Let’s consider pressure relief systems. The usual practice is to periodically replace rupture discs and pop (test) relief valves. Inspect valves in critical services like chlorine operations, where risk is high and potential loss is extreme, at least once a year or more if warranted. Refineries generally swap out devices every three years even though API-576 and API-510 allow five years. Many plants will extend the replacement period after two or three cycles of reliable service — if operations keep up rigorous routine inspections; monthly generally is recommended. This often is the case for water thermal expansion valves on heat exchangers.
As far as coils, for some reason, they are covered under external inspection of atmospheric tanks. The edition of API-575 I have — the first, 1995, version, then called “Inspection of Atmospheric and Low-Pressure Storage Tanks,” outlines coil inspection in sections 8.2.8.4 and 8.4.9. It refers the reader to API-653, section 6.3.3.2, which recommends a 5-yr inspection with thickness measurement for tanks in new service (application). Ultrasonic testing (UT) suits carbon steel and many alloys but may not be accurate for some alloys like those of nickel where corrosion is interstitial.
For well-known corrosion conditions, don’t exceed a 5-yr inspection frequency for a new tank. Otherwise, set inspection interval based on the measured (averaged or general) corrosion rate: (tmeasured – tminimum)/2N, where t is thickness and N is the corrosion rate/year measured (or anticipated based on past experience), usually given in mils. API establishes 15 years as a maximum interval for external inspection of atmospheric tanks and, by default, coils. Out-of-service tanks only require external inspection (6.3.3.3) based on corrosion rate.
For atmospheric tanks, base internal inspection frequency on the corrosion measurements of the bottom plate and containment; see API-653, Table 6-1. Internal inspections for new service should occur in ten years or sooner: corrosion rates set the frequency from there. For known applications, you can establish inspection frequency by experience. Twenty years is the maximum allowable frequency based on API-653. (Use API-653, not API-510, for low-pressure vessels.)
Conduct an external inspection of a pressure vessel every five years. An internal inspection must take place at an interval no more than half the estimated remaining life of the vessel or ten years (maximum) unless the vessel life is less than four years (API-510, section 6.4). Use the measurement method above to predict life. So, if a vessel’s life is eight years, the frequency is four years, not ten. Then, after four years, the time between internal inspections drops to the remaining life or two years — maximum.
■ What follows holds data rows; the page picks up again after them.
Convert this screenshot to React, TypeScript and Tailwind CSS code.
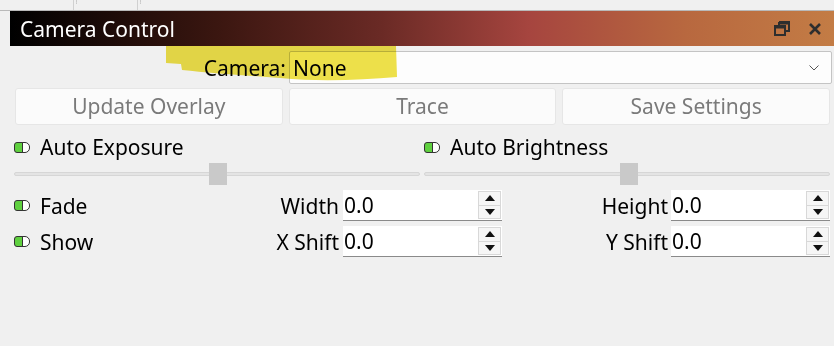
import React from "react";

const font = { fontFamily: '"Noto Sans", "Open Sans", sans-serif' };

function Toggle() {
    return (
        <svg width="16" height="11" viewBox="0 0 16 11" className="shrink-0">
            <rect x="3.5" y="0.5" width="12" height="10" rx="4.5" fill="#fff" stroke="#333" />
            <path d="M3 0.5 H8.5 V10.5 H3 A2.5 2.5 0 0 1 0.5 8 V3 A2.5 2.5 0 0 1 3 0.5 Z" fill="#5fd03f" stroke="#333" />
        </svg>
    );
}

function Slider({ pos }: { pos: number }) {
    return (
        <div className="relative w-full h-[22px] flex items-center">
            <div className="w-full h-[4px] bg-[#e4e4e4] border border-[#d6d6d6] rounded-sm" />
            <div className="absolute top-0 w-[18px] h-[22px] bg-[#c9c9c9]" style={{ left: pos }} />
        </div>
    );
}

function SpinBox({ value }: { value: string }) {
    return (
        <div className="flex w-[159px] h-[31px] bg-white border-b border-[#8a8a8a]">
            <div className="flex-1 flex items-center pl-[1px] pt-[2px] text-[21px] text-black">{value}</div>
            <div className="flex flex-col w-[23px] mt-[1px] mb-[1px] mr-[1px] border border-[#d8d8d8] bg-[#f6f6f6]">
                <div className="flex-1 flex items-center justify-center border-b border-[#d8d8d8]">
                    <svg width="10" height="6" viewBox="0 0 10 6"><path d="M0 6 L5 0 L10 6 Z" fill="#111" /></svg>
                </div>
                <div className="flex-1 flex items-center justify-center">
                    <svg width="10" height="6" viewBox="0 0 10 6"><path d="M0 0 L10 0 L5 6 Z" fill="#111" /></svg>
                </div>
            </div>
        </div>
    );
}

function Button({ children }: { children: React.ReactNode }) {
    return (
        <div className="flex-1 h-[37px] flex items-center justify-center pt-[1px] rounded-[3px] bg-[#fbfbfb] border border-[#e6e6e6] text-[21px] text-[#7a7a7a]">
            {children}
        </div>
    );
}

export default function App() {
    return (
        <div className="w-[834px] h-[346px] bg-[#f0f0f0] overflow-hidden relative" style={font}>
            {/* Top dock strip */}
            <div className="h-[11px] flex border-b border-[#b9b9b9]">
                <div className="w-[74px] border-r border-[#d0d0d0]" />
                <div className="w-[64px] border-r border-[#d0d0d0] pl-[2px] text-[5px] leading-[4px] text-[#999]">⁞</div>
                <div className="flex-1 pl-[2px] text-[5px] leading-[4px] text-[#999]">⁞</div>
            </div>

            {/* Title bar */}
            <div className="ml-[10px] h-[35px] flex items-center justify-between pl-[10px] pr-[12px] bg-[linear-gradient(90deg,#000000_0%,#3a1610_25%,#6a2a25_45%,#a6453f_63%,#b8683f_82%,#c37c45_100%)]">
                <span className="text-white text-[21px] pt-[2px]">Camera Control</span>
                <div className="flex items-center gap-[18px]">
                    <svg width="16" height="15" viewBox="0 0 16 15">
                        <path d="M5 1 H15 V10 H11 M5 1 V4" fill="none" stroke="#2e2e2e" strokeWidth="2" />
                        <path d="M5 2 H15" stroke="#2e2e2e" strokeWidth="3" />
                        <rect x="1" y="5" width="10" height="9" fill="none" stroke="#2e2e2e" strokeWidth="2" />
                        <path d="M1 6 H11" stroke="#2e2e2e" strokeWidth="3" />
                    </svg>
                    <svg width="14" height="14" viewBox="0 0 14 14">
                        <path d="M2 2 L12 12 M12 2 L2 12" stroke="#2e2e2e" strokeWidth="2.6" />
                    </svg>
                </div>
            </div>

            {/* Camera row */}
            <div className="relative flex items-center mt-[5px] h-[33px]">
                <div className="w-[288px] text-right text-[21px] text-black pr-[2px] pt-[2px]">Camera:</div>
                <div className="ml-[1px] w-[543px] h-[33px] flex items-center justify-between pl-[3px] pr-[12px] bg-[#fdfdfd] border border-[#c4c4c4] rounded-[2px]">
                    <span className="text-[21px] text-black pt-[2px]">None</span>
                    <svg width="10" height="6" viewBox="0 0 10 6"><path d="M0.5 0.5 L5 5 L9.5 0.5" fill="none" stroke="#555" /></svg>
                </div>
            </div>

            {/* Buttons */}
            <div className="flex gap-[6px] pl-[15px] pr-[4px] mt-[4px]">
                <Button>Update Overlay</Button>
                <Button>Trace</Button>
                <Button>Save Settings</Button>
            </div>

            {/* Auto rows */}
            <div className="flex mt-[6px] pl-[14px] pr-[4px] gap-[4px]">
                <div className="flex-1 flex flex-col">
                    <div className="flex items-center gap-[10px] h-[32px]">
                        <Toggle />
                        <span className="text-[21px] text-black pt-[2px]">Auto Exposure</span>
                    </div>
                    <Slider pos={195} />
                </div>
                <div className="flex-1 flex flex-col">
                    <div className="flex items-center gap-[10px] h-[32px]">
                        <Toggle />
                        <span className="text-[21px] text-black pt-[2px]">Auto Brightness</span>
                    </div>
                    <Slider pos={196} />
                </div>
            </div>

            {/* Fade / Show rows */}
            <div className="flex flex-col gap-[5px] mt-[5px] pl-[14px] pr-[4px]">
                {[
                    { cb: "Fade", l1: "Width", l2: "Height" },
                    { cb: "Show", l1: "X Shift", l2: "Y Shift" },
                ].map((r) => (
                    <div key={r.cb} className="flex items-center h-[31px]">
                        <div className="w-[200px] flex items-center gap-[10px]">
                            <Toggle />
                            <span className="text-[21px] text-black pt-[2px]">{r.cb}</span>
                        </div>
                        <div className="w-[129px] text-right text-[21px] text-black pr-[4px] pt-[2px]">{r.l1}</div>
                        <SpinBox value="0.0" />
                        <div className="w-[169px] text-right text-[21px] text-black pr-[3px] pt-[2px]">{r.l2}</div>
                        <SpinBox value="0.0" />
                    </div>
                ))}
            </div>

            {/* Yellow marker annotation */}
            <svg className="absolute left-0 top-0 pointer-events-none mix-blend-multiply" width="834" height="346">
                <path d="M166 46 L396 46 L397 77 C360 80 320 82 280 78 C240 75 210 73 182 70 L181 64 L166 63 Z" fill="#efe24a" />
            </svg>
        </div>
    );
}
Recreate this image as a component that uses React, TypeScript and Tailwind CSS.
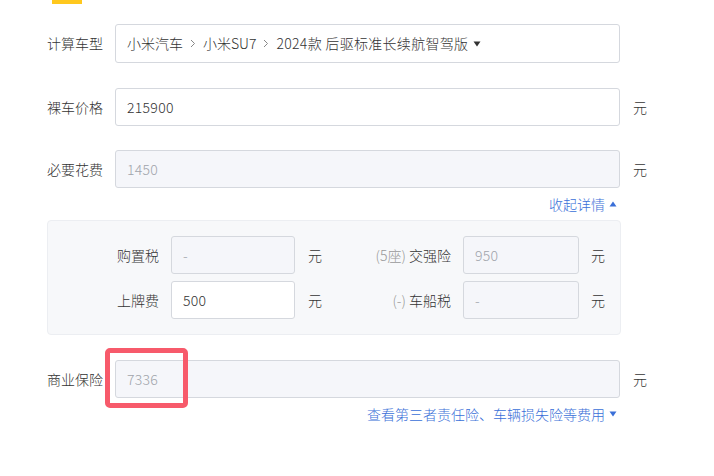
import React from "react";

const font = { fontFamily: '"Microsoft YaHei", "Noto Sans CJK SC", "Noto Sans", sans-serif' };

function Caret({ up = false, className = "" }: { up?: boolean; className?: string }) {
  return (
    <svg width="8" height="6" viewBox="0 0 8 6" className={className}>
      {up ? <path d="M4 0.5L7.5 5.5H0.5Z" fill="currentColor" /> : <path d="M0.5 0.5H7.5L4 5.5Z" fill="currentColor" />}
    </svg>
  );
}

function Chevron() {
  return (
    <svg width="6" height="9" viewBox="0 0 6 9" className="mx-[7px] text-[#888]">
      <path d="M1 1L4.5 4.5L1 8" fill="none" stroke="currentColor" strokeWidth="1" />
    </svg>
  );
}

function Field({ value, disabled = false, className = "" }: { value: string; disabled?: boolean; className?: string }) {
  return (
    <div
      className={`flex items-center rounded-[3px] border border-[#d5d8de] pl-[11px] text-[14px] tracking-[0.3px] ${
        disabled ? "bg-[#f5f6fa] text-[#a0a4ab]" : "bg-white text-[#333]"
      } ${className}`}
    >
      {value}
    </div>
  );
}

function Row({ label, children, unit = true }: { label: string; children: React.ReactNode; unit?: boolean }) {
  return (
    <div className="flex items-center">
      <div className="w-[68px] shrink-0 text-[14px] text-[#333]">{label}</div>
      {children}
      {unit && <span className="ml-[13px] text-[14px] text-[#333]">元</span>}
    </div>
  );
}

function SubRow({ left, leftVal, leftDisabled, hint, right, rightVal }: {
  left: string; leftVal: string; leftDisabled?: boolean; hint: string; right: string; rightVal: string;
}) {
  return (
    <div className="flex items-center">
      <div className="w-[123px] pr-[12px] text-right text-[14px] text-[#333]">{left}</div>
      <Field value={leftVal} disabled={leftDisabled} className="h-[38px] w-[124px]" />
      <span className="ml-[13px] w-[14px] text-[14px] text-[#333]">元</span>
      <div className="w-[141px] pr-[12px] text-right text-[14px] text-[#333]">
        <span className="text-[#999]">{hint}</span> {right}
      </div>
      <Field value={rightVal} disabled className="h-[38px] w-[116px]" />
      <span className="ml-[12px] text-[14px] text-[#333]">元</span>
    </div>
  );
}

export default function App() {
  return (
    <div className="min-h-[476px] w-[714px] bg-white font-light" style={font}>
      <div className="ml-[52px] h-[4px] w-[30px] bg-[#ffc81e]" />
      <div className="pl-[47px]">
        <div className="mt-[20px]">
          <Row label="计算车型" unit={false}>
            <div className="flex h-[39px] w-[505px] items-center rounded-[3px] border border-[#d5d8de] bg-white pl-[11px] text-[14px] text-[#333]">
              <span>小米汽车</span>
              <Chevron />
              <span>小米SU7</span>
              <Chevron />
              <span className="tracking-[0.3px]">2024款 后驱标准长续航智驾版</span>
              <Caret className="ml-[5px] text-[#333]" />
            </div>
          </Row>
        </div>
        <div className="mt-[25px]">
          <Row label="裸车价格">
            <Field value="215900" className="h-[38px] w-[505px]" />
          </Row>
        </div>
        <div className="mt-[24px]">
          <Row label="必要花费">
            <Field value="1450" disabled className="h-[38px] w-[505px]" />
          </Row>
        </div>
        <div className="mt-[6px] flex h-[20px] w-[570px] items-center justify-end text-[14px] text-[#3a6fd8]">
          收起详情
          <Caret up className="ml-[4px]" />
        </div>
        <div className="mt-[6px] flex w-[574px] flex-col gap-[7px] rounded-[4px] border border-[#eceef2] bg-[#f7f8fa] py-[15px]">
          <SubRow left="购置税" leftVal="-" leftDisabled hint="(5座)" right="交强险" rightVal="950" />
          <SubRow left="上牌费" leftVal="500" hint="(-)" right="车船税" rightVal="-" />
        </div>
        <div className="relative mt-[25px]">
          <Row label="商业保险">
            <Field value="7336" disabled className="h-[38px] w-[505px]" />
          </Row>
          <div className="absolute left-[58px] top-[-12px] h-[60px] w-[83px] rounded-[5px] border-[5px] border-[#f75a6b]" />
        </div>
        <div className="mt-[6px] flex h-[20px] w-[570px] items-center justify-end text-[14px] text-[#3a6fd8]">
          查看第三者责任险、车辆损失险等费用
          <Caret className="ml-[4px]" />
        </div>
      </div>
    </div>
  );
}
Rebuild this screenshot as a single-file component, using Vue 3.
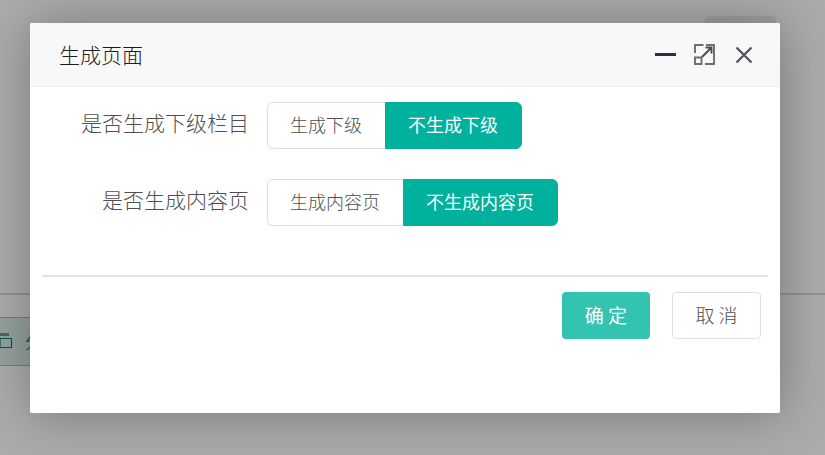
<template>
  <div class="page">
    <div class="back">
      <span class="back-btn"></span>
      <div class="back-rule"></div>
      <div class="back-tag">
        <svg width="14" height="18" viewBox="0 0 14 18" class="tag-icon">
          <path d="M0 6.500h11.500v9H0z" fill="none" stroke="#127f70" stroke-width="1.200" />
          <path d="M0 2.500h9" stroke="#7f918c" stroke-width="3" />
        </svg>
        <span class="tag-text">分</span>
      </div>
    </div>
    <div class="mask"></div>

    <div class="dialog">
      <div class="dialog-head">
        <span class="dialog-title">生成页面</span>
        <div class="dialog-tools">
          <span class="tool-min"></span>
          <svg class="tool-max" width="21" height="21" viewBox="0 0 21 21">
            <path d="M9.500 1H1v8M12 1h8v19h-9M1 20v-6.500h6.500V20z" fill="none" stroke="#6c6c76" stroke-width="1.900" />
            <path d="M8 13L17.500 3.500M11.500 3.500h6V9.500" fill="none" stroke="#484854" stroke-width="1.900" />
          </svg>
          <svg class="tool-close" width="18" height="18" viewBox="0 0 18 18">
            <path d="M1.500 1.500l15 15M16.500 1.500l-15 15" fill="none" stroke="#55555f" stroke-width="2.400" />
          </svg>
        </div>
      </div>
      <div class="dialog-body">
        <div v-for="row in rows" :key="row.label" class="form-row">
          <label class="form-label">{{ row.label }}</label>
          <div class="btn-group">
            <span class="opt" :class="{ active: row.value == 0 }">{{ row.options[0] }}</span>
            <span class="opt" :class="{ active: row.value == 1 }">{{ row.options[1] }}</span>
          </div>
        </div>
      </div>
      <div class="dialog-foot">
        <button class="btn btn-ok">确 定</button>
        <button class="btn btn-cancel">取 消</button>
      </div>
    </div>
  </div>
</template>

<script setup>
import { ref } from 'vue'

const rows = ref([
  { label: '是否生成下级栏目', options: ['生成下级', '不生成下级'], value: 1 },
  { label: '是否生成内容页', options: ['生成内容页', '不生成内容页'], value: 1 }
])
</script>

<style>
html, body { margin: 0; overflow: hidden; }
</style>

<style scoped>
.page {
  position: relative;
  width: 825px;
  height: 455px;
  overflow: hidden;
  font-family: "Noto Sans CJK SC", "Liberation Sans", sans-serif;
  background: #fff;
}
.back {
  position: absolute;
  inset: 0;
}
.back-btn {
  position: absolute;
  top: 16px;
  right: 49px;
  width: 71px;
  height: 40px;
  border-radius: 4px;
  background: #eee;
}
.back-rule {
  position: absolute;
  top: 293px;
  left: 0;
  right: 0;
  height: 2px;
  background: #d8d8e0;
}
.back-tag {
  position: absolute;
  top: 317px;
  left: -10px;
  width: 80px;
  height: 49px;
  box-sizing: border-box;
  border: 1px solid #7fd0c4;
  background: #dcf1ed;
}
.tag-icon { position: absolute; left: 9px; top: 14px; }
.tag-text { position: absolute; left: 34px; top: 11px; font-size: 16px; color: #009a85; }
.mask {
  position: absolute;
  inset: 0;
  background: rgba(0, 0, 0, 0.33);
}
.dialog {
  position: absolute;
  top: 23px;
  left: 30px;
  width: 750px;
  height: 390px;
  background: #fff;
  border-radius: 2px;
  box-shadow: 1px 1px 50px rgba(0, 0, 0, 0.3);
}
.dialog-head {
  height: 63px;
  border-bottom: 1px solid #eee;
  background: #f8f8f8;
  border-radius: 2px 2px 0 0;
  display: flex;
  align-items: center;
  justify-content: space-between;
  padding: 0 27px 0 29px;
}
.dialog-title {
  font-size: 21px;
  font-weight: 300;
  color: #1c1c1c;
  padding-bottom: 2px;
}
.dialog-tools {
  display: flex;
  align-items: center;
}
.tool-min {
  width: 21px;
  height: 3px;
  background: #2e2d3c;
  margin-right: 18px;
}
.tool-max { margin-right: 20px; }
.dialog-body {
  padding: 15px 0 1px;
  height: 172px;
  border-bottom: 2px solid #e2e2e2;
  margin: 0 12px;
}
.form-row {
  display: flex;
  margin-bottom: 30px;
}
.form-label {
  width: 207px;
  padding-right: 18px;
  text-align: right;
  font-size: 21px;
  font-weight: 300;
  line-height: 41px;
  color: #4f4f4f;
}
.btn-group {
  display: flex;
}
.opt {
  height: 47px;
  line-height: 43px;
  box-sizing: border-box;
  border: 1px solid #dedee6;
  font-size: 18px;
  font-weight: 300;
  color: #4f4f4f;
  background: #fff;
}
.opt:first-child {
  padding: 0 23px 0 22px;
  border-radius: 6px 0 0 6px;
  border-right: 0;
}
.opt:last-child {
  padding: 0 23px 0 22px;
  border-radius: 0 6px 6px 0;
}
.opt.active {
  background: #00b19d;
  border-color: #00b19d;
  color: #fff;
  font-weight: 400;
}
.dialog-foot {
  display: flex;
  justify-content: flex-end;
  gap: 22px;
  padding: 15px 19px 0 0;
}
.btn {
  height: 47px;
  border-radius: 4px;
  font-family: inherit;
  font-size: 19px;
  font-weight: 300;
  padding: 0 0 3px;
  box-sizing: border-box;
}
.btn-ok {
  width: 88px;
  background: #33c3b1;
  border: 0;
  color: #fff;
  font-weight: 400;
}
.btn-cancel {
  width: 89px;
  background: #fff;
  border: 1px solid #dedee6;
  color: #4f4f4f;
}
</style>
This method is the simplest one. It is based on a predictable failure or localized corrosion. A more-sophisticated approach is onstream inspection, i.e., checking operating equipment, using non-destructive evaluation. However, local regulators and inspectors familiar with the vessel exposure must approve the approach. The advantages of onstream inspection are obvious: no need for vessel cleaning and improved safety for the inspectors.
An alternative basis has been proposed in API-575 and API-510 for atmospheric and pressure vessels, respectively. That approach, called a risk-based inspection assessment, focuses on the likely failure scenario rather than relying on undefined causes resulting in a loss of thickness.
Inspection is a complicated topic. However, safe operation of a chemical facility requires regularly checking all at-risk equipment and using appropriate intervals.